With sun shining brightly in St. Moritz—a contrast to yesterday’s clouds—the race started from the top (given the poor visibility yesterday, yesterday’s downhill started lower on the mountain). The steeper gradient meant that Goggia would not have to pole hard out of the start.

The Italian finished the race almost a half-second ahead of Ilka Stuhec. In a comeback from back-to-back injuries, it was the Slovenian’s first World Cup podium finish in almost four years. Kira Weidle from Germany claimed third and stood on her fifth World Cup podium.

Just a breath behind Weidle (0.09 of a second), Mikaela Shiffrin finished in fourth. The 27-year-old American was sixth in the first St. Moritz downhill yesterday (Dec. 16) and was trying to improve on that run. She skied aggressively, committing to her tuck, and was running in podium position for the first half of her run.

“I wasn’t particularly fast on the top split [yesterday], so I was trying to make a slight adjustment on the very top split and then use my feeling from yesterday but just be a little bit more fluid and try to find my tuck position as well as I could,” she explained. “The one turn on the very bottom, one of our coaches called it the ‘money turn,’ I didn’t do that one quite as well as I have been the last days which is unfortunate.”

Mikaela Shiffrin St Moritz downhill 2022
Mikaela Shiffrin improved upon her skiing in the first St.

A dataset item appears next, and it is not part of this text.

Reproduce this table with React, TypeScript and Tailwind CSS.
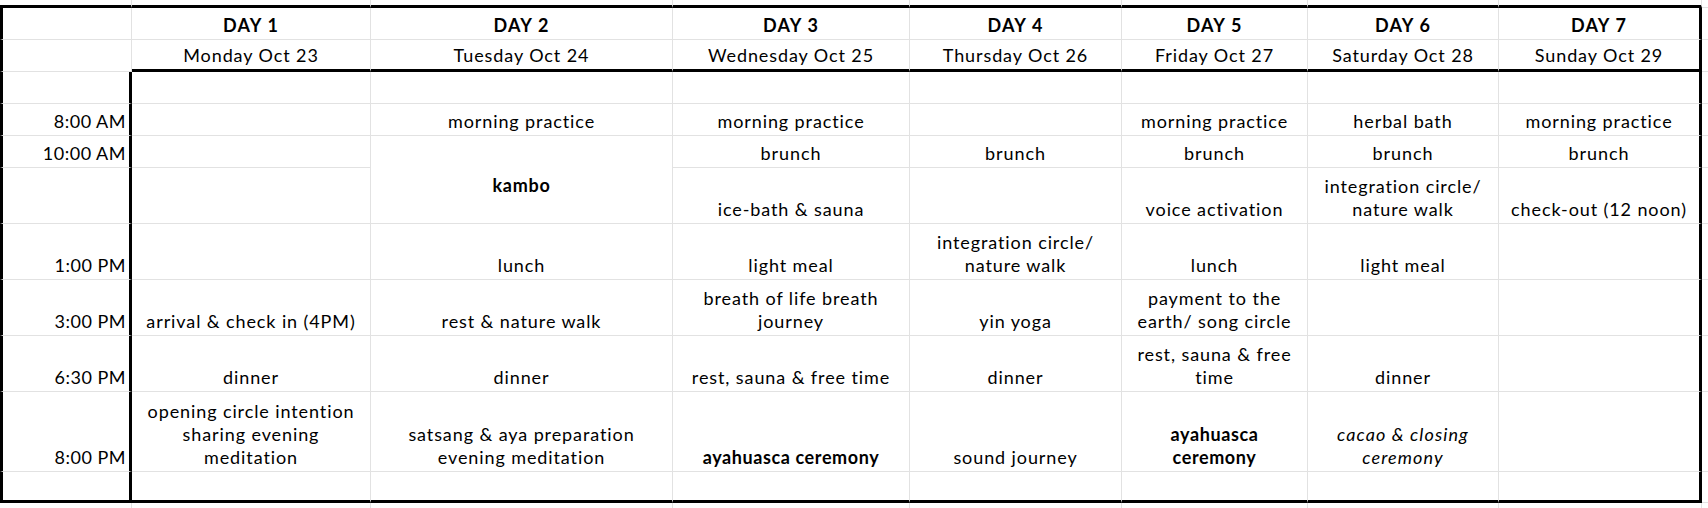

Moritz downhill on Dec. 16 to move up two places into fourth in Saturday’s second downhill. (Photo: Michel Cottin/Agence Zoom/Getty Images)

“But the chances of me messing up a turn somewhere on the course were going to be pretty high,” she joked.

Breezy Johnson also wanted to improve on her fifth place finish in the first St. Moritz downhill. But the downhiller went down briefly on her hip mid-course and lost time. After crossing the finish, she mimed wiping her brow in relief. Johnson ended up in 25th place, so still earned a few World Cup points.

Bella Wright had a banner day. After a DNF yesterday, she took less risk on the course, but smooth skiing and a good line put her in 11th place. It is her second best World Cup result.

Although Shiffrin has six downhill World Cup podium finishes to date on her scorecard, the American is not known as a speed skier. But with her eye on capturing her sixth overall World Cup title, she decided to compete in the St. Moritz downhills for several reasons, one being the points she would hopefully gain toward the overall.

“This is probably the first year where I’ve gone out and said right from the start that [the overall title] is definitely in my mind,” said Shiffrin. “On the one hand, I’m trying not to count points constantly, but it is in my mind all the time about which races I do. It’s one of the reasons why I wanted to come here and do the downhills over just focusing on the super-G.”

While Goggia gained on Shiffrin in the fight for the overall World Cup title, Shiffrin is still 50 points ahead of the Italian—475 to Goggia’s 425. And Shiffrin is over 100 points ahead of slalom rival Wendy Holdener from Switzerland (466 points). Holdener, who has won the past two World Cup slaloms, competed in both downhills at St. Moritz but finished just out of the points.

From St. Moritz, Shiffrin will compete in a slalom and two giant slaloms in Semmering, Austria, on Dec. 27-29. She knows she might pay for her decision to focus on speed skiing for a week while her tech skiing friends rested and got more training in the gates.

“It adds a certain amount of stress to know that I don’t get to have a break after these races,” Shiffrin said. “Now I’ll be training through Christmas and making sure that I can get back in my solid form for tech into the next block of races, which will be very busy. But that’s one of the things that I love to do.”

But Shiffrin also thinks some good will come from a week of speed.

“It’s actually good for me to practice the mentality that most speed skiers have to have, like really sending it down the mountain and finding the fluid fall line tactics and using the mountain to create your speed, which is honestly something I’m missing a little bit in GS right now,” Shiffrin admitted. “I’m hoping to be able to take some of what I’m learning in speed right now into the GS and hopefully find some of the crossover.”